While Ivanovic is still upset, he acknowledged how pleased he was that his team-mates were there. "Of course, you have to be disappointed to not play the final," he said, speaking at length for the first time since Chelsea's 2-2 draw at the Nou Camp. "But if somebody tell me before the game 'you're going to pass [qualify] to the final but you won't play', I would do this."
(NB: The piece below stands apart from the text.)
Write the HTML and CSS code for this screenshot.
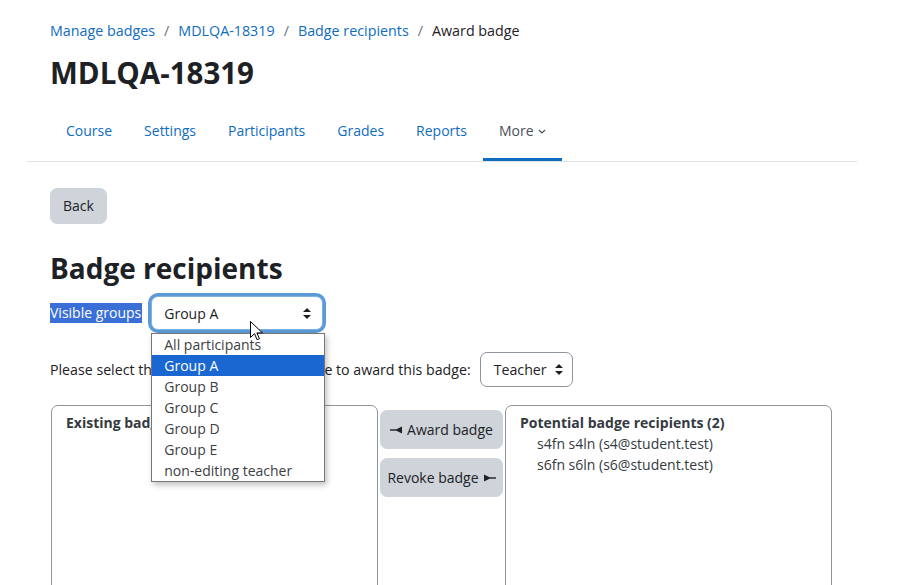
FILE: index.html
```html
<!DOCTYPE html>
<html lang="en">
<head>
    <meta charset="UTF-8">
    <title>Award badge | MDLQA-18319</title>
    <link rel="stylesheet" href="styles.css">
</head>
<body>
    <div class="page">
        <div class="page-header">
            <nav class="breadcrumb">
                <a href="#">Manage badges</a>
                <span class="sep">/</span>
                <a href="#">MDLQA-18319</a>
                <span class="sep">/</span>
                <a href="#">Badge recipients</a>
                <span class="sep">/</span>
                <span class="current">Award badge</span>
            </nav>
            <h1>MDLQA-18319</h1>
        </div>
        <ul class="secondary-nav">
            <li><a href="#">Course</a></li>
            <li><a href="#">Settings</a></li>
            <li><a href="#">Participants</a></li>
            <li><a href="#">Grades</a></li>
            <li><a href="#">Reports</a></li>
            <li class="active"><a href="#">More <span class="caret"><svg width="8" height="5" viewBox="0 0 8 5"><path d="M1 1l3 3 3-3" fill="none" stroke="#495057" stroke-width="1.2"/></svg></span></a></li>
        </ul>

        <div class="content">
            <button class="btn">Back</button>
            <h2>Badge recipients</h2>

            <div class="group-row">
                <span class="label-selected">Visible groups</span>
                <div class="select-wrap">
                    <div class="select focused">
                        <span>Group A</span>
                        <svg class="updown" width="8" height="11" viewBox="0 0 8 11"><path d="M4 0l4 4H0z M4 11l4-4H0z" fill="#1d2125"/></svg>
                    </div>
                    <ul class="dropdown">
                        <li>All participants</li>
                        <li class="hl">Group A</li>
                        <li>Group B</li>
                        <li>Group C</li>
                        <li>Group D</li>
                        <li>Group E</li>
                        <li>non-editing teacher</li>
                    </ul>
                    <svg class="cursor" width="13" height="20" viewBox="0 0 13 20"><path d="M0.5 0.5v16l4-3.8 2.6 6 2.4-1-2.6-5.8h5.6z" fill="#fff" stroke="#000" stroke-width="1"/></svg>
                </div>
            </div>

            <div class="role-row">
                <span>Please select the role you would like to use to award this badge:</span>
                <div class="select small">
                    <span>Teacher</span>
                    <svg class="updown" width="8" height="11" viewBox="0 0 8 11"><path d="M4 0l4 4H0z M4 11l4-4H0z" fill="#1d2125"/></svg>
                </div>
            </div>

            <div class="award-grid">
                <div class="userbox">
                    <div class="group-label">Existing badge recipients</div>
                </div>
                <div class="actions">
                    <button class="btn">
                        <svg width="12" height="10" viewBox="0 0 12 10"><rect x="0" y="4.3" width="6" height="1.4" fill="#1d2125"/><path d="M5 5L12 1.5v7z" fill="#1d2125"/></svg>
                        Award badge
                    </button>
                    <button class="btn">
                        Revoke badge
                        <svg width="12" height="10" viewBox="0 0 12 10"><path d="M0 1.5v7L7 5z" fill="#1d2125"/><rect x="6" y="4.3" width="6" height="1.4" fill="#1d2125"/></svg>
                    </button>
                </div>
                <div class="userbox">
                    <div class="group-label">Potential badge recipients (2)</div>
                    <div class="user">s4fn s4ln (s4@student.test)</div>
                    <div class="user">s6fn s6ln (s6@student.test)</div>
                </div>
            </div>
        </div>
    </div>
</body>
</html>
```

FILE: styles.css
```css
body {
    margin: 0;
    font-family: "Open Sans", "Noto Sans", sans-serif;
    font-size: 14px;
    line-height: 1.5;
    color: #1d2125;
    background-color: #fff;
    overflow: hidden;
}
a {
    color: #0f6cbf;
    text-decoration: none;
}
.page {
    margin-left: 27px;
    width: 830px;
}
.page-header {
    padding: 20px 23px 0;
}
.breadcrumb {
    display: flex;
    align-items: center;
    font-size: 14.3px;
}
.breadcrumb .sep {
    color: #6a737b;
    padding: 0 9px;
}
h1 {
    font-size: 29.5px;
    font-weight: 700;
    line-height: 1.2;
    margin: 14px 0 0;
}
.secondary-nav {
    list-style: none;
    margin: 10px 0 0;
    padding: 0 0 0 23px;
    display: flex;
    border-bottom: 1px solid #dee2e6;
}
.secondary-nav li a {
    display: flex;
    align-items: center;
    padding: 2px 16px 0;
    border-bottom: 3px solid transparent;
    height: 55px;
}
.secondary-nav li.active a {
    color: #495057;
    border-bottom-color: #0f6cbf;
}
.caret {
    display: inline-flex;
    margin-left: 4px;
    margin-top: 2px;
}
.content {
    padding: 26px 23px 0;
}
.btn {
    font-family: inherit;
    font-size: 14px;
    line-height: 1.5;
    color: #1d2125;
    background-color: #ced4da;
    border: 1px solid #ced4da;
    border-radius: 7px;
    padding: 6px 12px;
    display: inline-flex;
    align-items: center;
    gap: 5px;
    white-space: nowrap;
    height: 36px;
}
h2 {
    font-size: 28px;
    font-weight: 700;
    line-height: 1.2;
    margin: 28px 0 0;
}
.group-row {
    display: flex;
    align-items: center;
    margin-top: 8px;
}
.label-selected {
    background-color: #3a6fd8;
    color: #fff;
    line-height: 20px;
    padding-right: 1px;
}
.select-wrap {
    position: relative;
    margin-left: 9px;
}
.select {
    display: flex;
    align-items: center;
    justify-content: space-between;
    box-sizing: border-box;
    border: 1px solid #8f959e;
    border-radius: 7px;
    padding: 0 11px 0 12px;
    height: 35px;
    background: #fff;
}
.select.focused {
    width: 172px;
    height: 34px;
    margin: 3px 0;
    border-color: #7fb1e3;
    box-shadow: 0 0 0 3px #5b9ad6;
}
.dropdown {
    position: absolute;
    top: 40px;
    left: 0;
    width: 174px;
    box-sizing: border-box;
    margin: 0;
    padding: 0;
    list-style: none;
    background: #fff;
    border: 1px solid #767676;
    box-shadow: 2px 3px 6px rgba(0, 0, 0, 0.25);
    z-index: 5;
}
.dropdown li {
    height: 21px;
    line-height: 21px;
    padding-left: 12px;
    color: #3c4043;
}
.dropdown li.hl {
    background-color: #1a67d2;
    color: #fff;
}
.cursor {
    position: absolute;
    left: 99px;
    top: 28px;
    z-index: 6;
}
.role-row {
    display: flex;
    align-items: center;
    margin-top: 19px;
    font-size: 14.2px;
}
.select.small {
    margin-left: 9px;
    gap: 8px;
    padding: 0 9px 0 13px;
}
.award-grid {
    display: flex;
    margin-top: 18px;
    margin-left: 1px;
}
.userbox {
    width: 327px;
    height: 400px;
    box-sizing: border-box;
    border: 1px solid #8f959e;
    border-radius: 7px;
    padding: 6px 14px;
    line-height: 21px;
}
.group-label {
    font-weight: 700;
    color: #343a40;
}
.user {
    padding-left: 17px;
    color: #343a40;
}
.actions {
    display: flex;
    flex-direction: column;
    gap: 9px;
    width: 123px;
    margin: 5px 2px 0;
}
.actions .btn {
    height: 39px;
    justify-content: center;
    padding: 0 4px;
}
```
He was supportive of caretaker manager Roberto Di Matteo's decision not to tell him that he was one yellow card away. Ivanovic acknowledged that in such an intense occasion, no errant thought about a player's disciplinary record could intrude on the football. "They didn't want to disturb people, to put more pressure on you by thinking about the yellow," Ivanovic said. "Nobody told me, and I didn't even think about my yellow. And at the end of the day we passed [qualified], and this for us was great. We have to look forward and we have to be honest and I think everyone of us do everything to pass, and don't care about yellow cards or something like that."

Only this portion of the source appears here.